======== Data section ========

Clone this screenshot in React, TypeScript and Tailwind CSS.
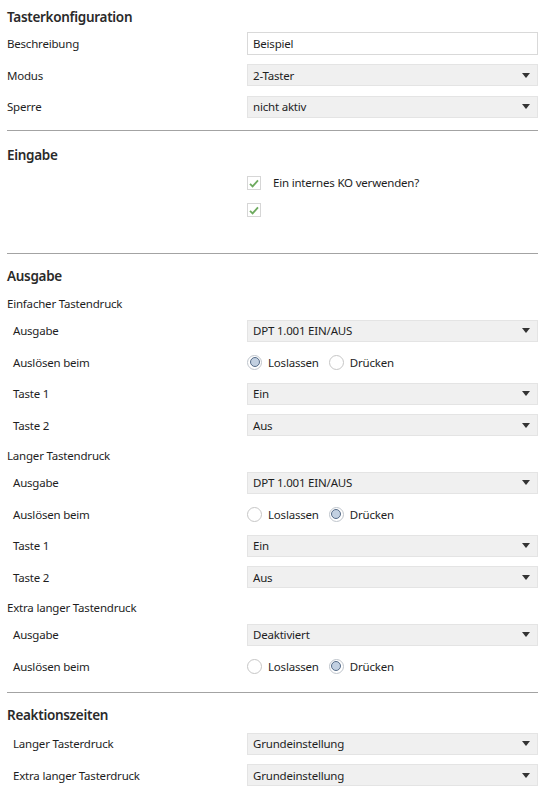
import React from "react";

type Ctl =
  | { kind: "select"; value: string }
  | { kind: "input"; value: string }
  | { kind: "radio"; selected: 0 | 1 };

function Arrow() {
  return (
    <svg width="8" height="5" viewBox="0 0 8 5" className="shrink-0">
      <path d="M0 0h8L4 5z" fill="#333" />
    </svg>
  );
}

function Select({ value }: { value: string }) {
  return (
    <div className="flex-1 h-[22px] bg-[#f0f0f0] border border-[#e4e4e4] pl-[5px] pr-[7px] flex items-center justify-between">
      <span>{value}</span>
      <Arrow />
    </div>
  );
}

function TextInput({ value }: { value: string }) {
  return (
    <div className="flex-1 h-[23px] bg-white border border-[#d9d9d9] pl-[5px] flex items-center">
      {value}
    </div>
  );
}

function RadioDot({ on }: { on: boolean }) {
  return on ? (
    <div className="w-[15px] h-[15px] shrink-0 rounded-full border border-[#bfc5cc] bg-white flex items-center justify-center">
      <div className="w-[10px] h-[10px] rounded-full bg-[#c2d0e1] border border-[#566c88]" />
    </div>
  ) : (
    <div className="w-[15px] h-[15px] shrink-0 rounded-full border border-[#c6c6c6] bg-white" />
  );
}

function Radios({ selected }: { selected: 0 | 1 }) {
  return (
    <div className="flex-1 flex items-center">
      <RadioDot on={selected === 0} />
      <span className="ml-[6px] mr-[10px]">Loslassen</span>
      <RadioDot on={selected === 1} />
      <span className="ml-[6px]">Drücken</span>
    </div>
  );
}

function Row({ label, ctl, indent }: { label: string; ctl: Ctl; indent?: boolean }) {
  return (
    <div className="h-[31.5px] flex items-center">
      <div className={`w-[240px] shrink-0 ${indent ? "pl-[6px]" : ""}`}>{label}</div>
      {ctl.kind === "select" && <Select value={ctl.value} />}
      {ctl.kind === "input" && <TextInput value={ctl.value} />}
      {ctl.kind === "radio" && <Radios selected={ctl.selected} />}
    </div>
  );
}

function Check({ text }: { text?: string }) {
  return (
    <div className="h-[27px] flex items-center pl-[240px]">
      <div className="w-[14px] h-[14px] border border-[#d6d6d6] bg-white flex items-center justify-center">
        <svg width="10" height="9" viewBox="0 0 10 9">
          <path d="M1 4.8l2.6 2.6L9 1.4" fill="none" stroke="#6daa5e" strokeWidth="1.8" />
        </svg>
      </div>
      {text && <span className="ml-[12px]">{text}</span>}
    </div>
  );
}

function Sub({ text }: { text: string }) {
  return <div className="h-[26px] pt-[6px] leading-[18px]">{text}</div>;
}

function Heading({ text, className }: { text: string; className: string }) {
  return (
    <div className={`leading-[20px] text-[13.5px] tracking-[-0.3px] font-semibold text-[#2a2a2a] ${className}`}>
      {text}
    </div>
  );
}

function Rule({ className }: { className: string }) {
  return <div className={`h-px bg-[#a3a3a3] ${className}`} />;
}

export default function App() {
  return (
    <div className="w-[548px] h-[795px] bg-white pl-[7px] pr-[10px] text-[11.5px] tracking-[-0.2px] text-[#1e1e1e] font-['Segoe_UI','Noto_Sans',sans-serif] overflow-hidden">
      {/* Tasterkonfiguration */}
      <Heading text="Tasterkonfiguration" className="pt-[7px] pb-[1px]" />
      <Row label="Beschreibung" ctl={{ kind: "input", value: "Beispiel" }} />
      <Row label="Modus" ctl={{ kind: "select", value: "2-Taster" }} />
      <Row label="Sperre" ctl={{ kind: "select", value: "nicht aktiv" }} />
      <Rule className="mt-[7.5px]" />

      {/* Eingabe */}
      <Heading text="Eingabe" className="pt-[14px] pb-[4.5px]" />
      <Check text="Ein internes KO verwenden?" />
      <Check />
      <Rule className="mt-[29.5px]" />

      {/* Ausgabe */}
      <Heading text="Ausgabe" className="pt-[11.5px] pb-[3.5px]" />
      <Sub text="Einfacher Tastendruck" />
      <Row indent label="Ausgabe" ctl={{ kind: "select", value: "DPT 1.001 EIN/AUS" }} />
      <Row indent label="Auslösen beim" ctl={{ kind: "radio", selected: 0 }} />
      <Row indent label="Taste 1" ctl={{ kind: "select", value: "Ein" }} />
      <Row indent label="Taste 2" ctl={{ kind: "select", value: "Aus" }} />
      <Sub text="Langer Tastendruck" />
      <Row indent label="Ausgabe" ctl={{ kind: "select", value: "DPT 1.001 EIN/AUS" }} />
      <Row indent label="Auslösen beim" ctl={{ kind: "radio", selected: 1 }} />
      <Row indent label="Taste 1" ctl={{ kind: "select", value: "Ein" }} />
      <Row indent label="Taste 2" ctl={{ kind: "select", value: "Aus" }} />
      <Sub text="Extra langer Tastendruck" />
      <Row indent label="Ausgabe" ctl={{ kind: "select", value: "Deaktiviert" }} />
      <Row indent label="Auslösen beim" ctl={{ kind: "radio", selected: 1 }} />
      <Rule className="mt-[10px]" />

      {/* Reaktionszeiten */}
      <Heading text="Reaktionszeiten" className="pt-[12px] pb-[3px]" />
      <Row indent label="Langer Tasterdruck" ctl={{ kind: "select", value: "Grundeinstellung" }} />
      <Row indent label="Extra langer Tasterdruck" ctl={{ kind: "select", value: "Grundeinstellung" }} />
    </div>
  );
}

========

== Direction ==
Write out the listing above again, exactly, but with no pictures in the copy.

== Result below ==
Clone this screenshot in React, TypeScript and Tailwind CSS.
import React from "react";

type Ctl =
  | { kind: "select"; value: string }
  | { kind: "input"; value: string }
  | { kind: "radio"; selected: 0 | 1 };

function Arrow() {
  return (
    <svg width="8" height="5" viewBox="0 0 8 5" className="shrink-0">
      <path d="M0 0h8L4 5z" fill="#333" />
    </svg>
  );
}

function Select({ value }: { value: string }) {
  return (
    <div className="flex-1 h-[22px] bg-[#f0f0f0] border border-[#e4e4e4] pl-[5px] pr-[7px] flex items-center justify-between">
      <span>{value}</span>
      <Arrow />
    </div>
  );
}

function TextInput({ value }: { value: string }) {
  return (
    <div className="flex-1 h-[23px] bg-white border border-[#d9d9d9] pl-[5px] flex items-center">
      {value}
    </div>
  );
}

function RadioDot({ on }: { on: boolean }) {
  return on ? (
    <div className="w-[15px] h-[15px] shrink-0 rounded-full border border-[#bfc5cc] bg-white flex items-center justify-center">
      <div className="w-[10px] h-[10px] rounded-full bg-[#c2d0e1] border border-[#566c88]" />
    </div>
  ) : (
    <div className="w-[15px] h-[15px] shrink-0 rounded-full border border-[#c6c6c6] bg-white" />
  );
}

function Radios({ selected }: { selected: 0 | 1 }) {
  return (
    <div className="flex-1 flex items-center">
      <RadioDot on={selected === 0} />
      <span className="ml-[6px] mr-[10px]">Loslassen</span>
      <RadioDot on={selected === 1} />
      <span className="ml-[6px]">Drücken</span>
    </div>
  );
}

function Row({ label, ctl, indent }: { label: string; ctl: Ctl; indent?: boolean }) {
  return (
    <div className="h-[31.5px] flex items-center">
      <div className={`w-[240px] shrink-0 ${indent ? "pl-[6px]" : ""}`}>{label}</div>
      {ctl.kind === "select" && <Select value={ctl.value} />}
      {ctl.kind === "input" && <TextInput value={ctl.value} />}
      {ctl.kind === "radio" && <Radios selected={ctl.selected} />}
    </div>
  );
}

function Check({ text }: { text?: string }) {
  return (
    <div className="h-[27px] flex items-center pl-[240px]">
      <div className="w-[14px] h-[14px] border border-[#d6d6d6] bg-white flex items-center justify-center">
        <svg width="10" height="9" viewBox="0 0 10 9">
          <path d="M1 4.8l2.6 2.6L9 1.4" fill="none" stroke="#6daa5e" strokeWidth="1.8" />
        </svg>
      </div>
      {text && <span className="ml-[12px]">{text}</span>}
    </div>
  );
}

function Sub({ text }: { text: string }) {
  return <div className="h-[26px] pt-[6px] leading-[18px]">{text}</div>;
}

function Heading({ text, className }: { text: string; className: string }) {
  return (
    <div className={`leading-[20px] text-[13.5px] tracking-[-0.3px] font-semibold text-[#2a2a2a] ${className}`}>
      {text}
    </div>
  );
}

function Rule({ className }: { className: string }) {
  return <div className={`h-px bg-[#a3a3a3] ${className}`} />;
}

export default function App() {
  return (
    <div className="w-[548px] h-[795px] bg-white pl-[7px] pr-[10px] text-[11.5px] tracking-[-0.2px] text-[#1e1e1e] font-['Segoe_UI','Noto_Sans',sans-serif] overflow-hidden">
      {/* Tasterkonfiguration */}
      <Heading text="Tasterkonfiguration" className="pt-[7px] pb-[1px]" />
      <Row label="Beschreibung" ctl={{ kind: "input", value: "Beispiel" }} />
      <Row label="Modus" ctl={{ kind: "select", value: "2-Taster" }} />
      <Row label="Sperre" ctl={{ kind: "select", value: "nicht aktiv" }} />
      <Rule className="mt-[7.5px]" />

      {/* Eingabe */}
      <Heading text="Eingabe" className="pt-[14px] pb-[4.5px]" />
      <Check text="Ein internes KO verwenden?" />
      <Check />
      <Rule className="mt-[29.5px]" />

      {/* Ausgabe */}
      <Heading text="Ausgabe" className="pt-[11.5px] pb-[3.5px]" />
      <Sub text="Einfacher Tastendruck" />
      <Row indent label="Ausgabe" ctl={{ kind: "select", value: "DPT 1.001 EIN/AUS" }} />
      <Row indent label="Auslösen beim" ctl={{ kind: "radio", selected: 0 }} />
      <Row indent label="Taste 1" ctl={{ kind: "select", value: "Ein" }} />
      <Row indent label="Taste 2" ctl={{ kind: "select", value: "Aus" }} />
      <Sub text="Langer Tastendruck" />
      <Row indent label="Ausgabe" ctl={{ kind: "select", value: "DPT 1.001 EIN/AUS" }} />
      <Row indent label="Auslösen beim" ctl={{ kind: "radio", selected: 1 }} />
      <Row indent label="Taste 1" ctl={{ kind: "select", value: "Ein" }} />
      <Row indent label="Taste 2" ctl={{ kind: "select", value: "Aus" }} />
      <Sub text="Extra langer Tastendruck" />
      <Row indent label="Ausgabe" ctl={{ kind: "select", value: "Deaktiviert" }} />
      <Row indent label="Auslösen beim" ctl={{ kind: "radio", selected: 1 }} />
      <Rule className="mt-[10px]" />

      {/* Reaktionszeiten */}
      <Heading text="Reaktionszeiten" className="pt-[12px] pb-[3px]" />
      <Row indent label="Langer Tasterdruck" ctl={{ kind: "select", value: "Grundeinstellung" }} />
      <Row indent label="Extra langer Tasterdruck" ctl={{ kind: "select", value: "Grundeinstellung" }} />
    </div>
  );
}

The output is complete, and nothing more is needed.